For instance, if you're working with Turkish, you would insert tr between the case quotes. As for the rest, you'll need to actually have a look at the output generated by the Wiktionary API (the output is also identical for a local copy of the database). You'll need to call the API with a word and look at the output to identify each one of the parameters above. Follow the link below for an example of the output for the word abuelo via the Wiktionary API using the spanish language code (es):

http://es.wiktionary.org/w/api.php?action=parse&prop=wikitext&page=abuelo&format=xmlfm

You'll need to scan multiple words to determine what patterns to use for whatever language you're interested in. It can be tricky, as the raw data is messy and inconsistent. You'll often find identifiers that differ from one entry to the next.

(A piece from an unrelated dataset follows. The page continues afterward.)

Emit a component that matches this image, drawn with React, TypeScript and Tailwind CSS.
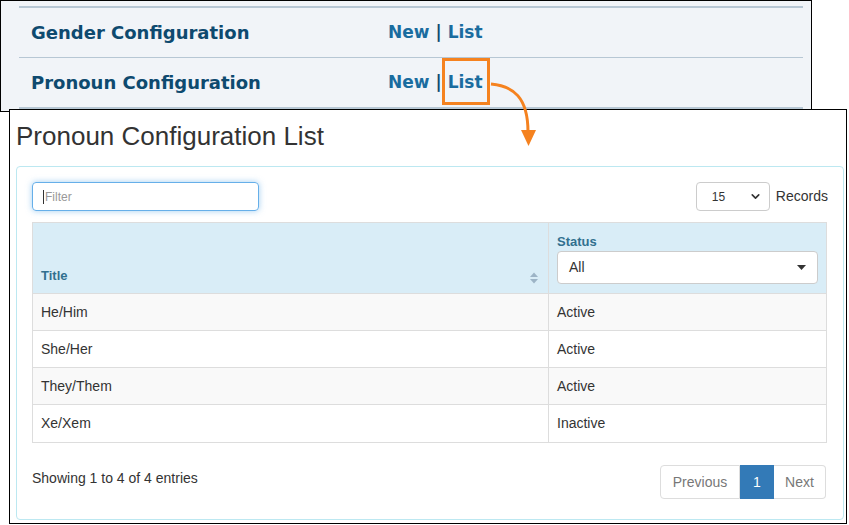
import { ChevronDown } from "lucide-react"

// Collage: a cropped admin menu on top, the list page below, joined by an orange arrow

const rows = [
  { title: "He/Him", status: "Active" },
  { title: "She/Her", status: "Active" },
  { title: "They/Them", status: "Active" },
  { title: "Xe/Xem", status: "Inactive" },
]

function MenuRow({ title, last, highlight }: { title: string; last?: boolean; highlight?: boolean }) {
  return (
    <div
      className={`flex items-center ${last ? "h-[51px] border-b-2" : "h-[50px] border-b"} border-[#b7c7d4]`}
      style={{ fontFamily: '"DejaVu Sans", Verdana, sans-serif' }}
    >
      <div className="w-[369px] pl-3 text-[18px] font-bold text-[#0e4a6f]">{title}</div>
      <div className="flex items-center text-[17px] font-bold text-[#1a6c9f]">
        <span>New</span>
        <span className="mx-[6px] text-[#0e4a6f]">|</span>
        <span className={highlight ? "relative" : ""}>
          List
          {highlight && (
            <span className="absolute left-[-6px] right-[-7px] top-[-12px] bottom-[-10px] border-[3px] border-[#f5821f]" />
          )}
        </span>
      </div>
    </div>
  )
}

function SortIcon() {
  return (
    <svg width="10" height="12" viewBox="0 0 10 12" className="text-[#9db4c6]">
      <path d="M5 0.5 L9 5 H1 Z" fill="currentColor" />
      <path d="M5 11.5 L9 7 H1 Z" fill="currentColor" />
    </svg>
  )
}

export default function App() {
  return (
    <div className="relative w-[849px] h-[525px] bg-white overflow-hidden">
      {/* top crop: configuration menu */}
      <div className="w-[812px] h-[112px] border border-black bg-[#f1f4f8] pl-[18px] pr-[8px] pt-[5px]">
        <div className="border-t-2 border-[#b7c7d4]">
          <MenuRow title="Gender Configuration" />
          <MenuRow title="Pronoun Configuration" last highlight />
        </div>
      </div>

      {/* bottom crop: list page */}
      <div
        className="relative z-10 -mt-[3px] ml-[9px] w-[838px] h-[415px] border border-black bg-white pl-[6px] text-[#333]"
        style={{ fontFamily: '"Liberation Sans", Arial, sans-serif' }}
      >
        <div className="h-[56px] pt-[11px] text-[26px] leading-[30px] text-[#333]">Pronoun Configuration List</div>

        <div className="w-[828px] h-[354px] border border-[#bce8f1] rounded pt-[15px] pl-[15px] pr-[16px]">
          <div className="flex items-center justify-between h-[29px]">
            <div className="relative w-[227px] h-[29px] border border-[#66afe9] rounded shadow-[0_0_6px_rgba(102,175,233,0.6)] flex items-center pl-[10px]">
              <span className="w-px h-[14px] bg-[#333] mr-[1px]" />
              <span className="text-[12px] text-[#999]">Filter</span>
            </div>
            <div className="flex items-center">
              <div className="w-[74px] h-[29px] border border-[#ccc] rounded flex items-center justify-between pl-[15px] pr-[7px] text-[12px] text-[#333]">
                <span>15</span>
                <ChevronDown size={13} strokeWidth={3} className="text-[#333]" />
              </div>
              <span className="ml-[6px] mr-[-1px] text-[14px] text-[#333]">Records</span>
            </div>
          </div>

          <div className="mt-[11px] border border-[#ddd] text-[14px]">
            <div className="flex h-[71px] bg-[#d9edf7] border-b border-[#ddd] text-[13px] font-bold text-[#31708f]">
              <div className="w-[516px] flex items-end justify-between pl-[8px] pr-[9px] pb-[8px] border-r border-[#ddd]">
                <span>Title</span>
                <span className="mb-[1px]"><SortIcon /></span>
              </div>
              <div className="flex-1 pl-[8px] pr-[8px] pt-[10px]">
                <div className="leading-[17px]">Status</div>
                <div className="mt-[1px] h-[33px] bg-white border border-[#ccc] rounded flex items-center justify-between pl-[11px] pr-[11px] text-[14px] font-normal text-[#333]">
                  <span>All</span>
                  <svg width="9" height="5" viewBox="0 0 9 5"><path d="M0 0 H9 L4.5 5 Z" fill="#333" /></svg>
                </div>
              </div>
            </div>
            {rows.map((r, i) => (
              <div
                key={r.title}
                className={`flex h-[37px] ${i < rows.length - 1 ? "border-b border-[#ddd]" : ""} ${i % 2 === 0 ? "bg-[#f9f9f9]" : "bg-white"}`}
              >
                <div className="w-[516px] flex items-center pl-[8px] border-r border-[#ddd]">{r.title}</div>
                <div className="flex-1 flex items-center pl-[8px]">{r.status}</div>
              </div>
            ))}
          </div>

          <div className="mt-[22px] flex items-start justify-between">
            <span className="mt-[3px] text-[14px] leading-[20px] text-[#333]">Showing 1 to 4 of 4 entries</span>
            <div className="flex h-[34px] text-[14px] mr-[1px]">
              <span className="w-[80px] flex items-center justify-center border border-[#ddd] rounded-l text-[#777]">Previous</span>
              <span className="w-[34px] flex items-center justify-center bg-[#337ab7] border border-[#337ab7] text-white">1</span>
              <span className="w-[52px] flex items-center justify-center border border-l-0 border-[#ddd] rounded-r text-[#777]">Next</span>
            </div>
          </div>
        </div>
      </div>

      {/* orange call-out arrow */}
      <svg className="absolute left-0 top-0 z-20 pointer-events-none" width="849" height="525">
        <path d="M491 84 C 513 86, 528 97, 528 132" stroke="#f5821f" strokeWidth="3" fill="none" />
        <path d="M521 130 L536 130 L528.5 146 Z" fill="#f5821f" />
      </svg>
    </div>
  )
}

Once you've figured out how Wiktionary encodes its data for that language, you can begin to fill in the parameters. Not all parameters need to be set for the parser to work; if you're only interested in extracting synonyms, then only synHeader requires a value. One by one:

langCode:
The string that identifies the language within Wiktionary (e.g. en, de, tr, etc.)

langheader:
The string that identifies the section for whatever language you're working with. Wiktionary will often list multiple languages on a page for a given word (table, for instance, is both valid in English and French). It's important to identify the string that starts a language section so that info from another language isn't parsed. Ex. ==English==.

langSeparator:
The string that separates each language on a given page. Sometimes it's a simple string (e.g. "----" in the English Wiktionary), but in other cases you might have to use a partial string. For example, the French Wiktionary wraps languages within "== {{=fr=}} ==", so we can assume that each new language section will begin with "== {{=". This is therefore the langSeparator for French entries.

defHeader:
The string that begins the definitions section. Not always present (e.g. English). In German, all definitions fall under the {{Bedeutungen}} string.

defTag:
Definitions are usually preceded by some non-alphanumeric character (e.g. in English by "# " (notice the space)). This differs between languages, however.

synHeader:
String that identifies the synonyms section (e.g. English: ====Synonyms====).

hyperHeader:
String that identifies the hypernyms section (e.g. English: ====Hypernyms====).

genderPattern:
A regular expression that captures a words gender. Patterns used are often inconsistent, so you'll need to go through a few pages to make sure you've identified all possible strings.

posMatchType:
Either "array" or "preg". This is how the parts of speech will be identified. If, like for English, there is a limited number of possibilities, you can simply store them in an array and set this variable to "array". If the parts of speech vary greatly (like they do for French), then you'll want to use a regular expression and set this variable to "preg".

posPattern:
If the parts of speech vary greatly, you'll need to write a regular expression in order to identify them. If you're unfamiliar with regular expressions, have a look at this quick guide, which also has a link to a tutorial.

posArray:
If the parts of speech do not vary and are limited in number, you can store them all in this array and set the posmatchtype variable to "array."

posExtraString:
When using regular expressions to match POS, you often need to add unrelated strings in order to capture the correct entry (e.g. in German, POS is preceded by {{Wortart|). Add this string here to have the parser strip at output.

Once these parameters are set, you should be able to call the script with the new language code set to the lang parameter.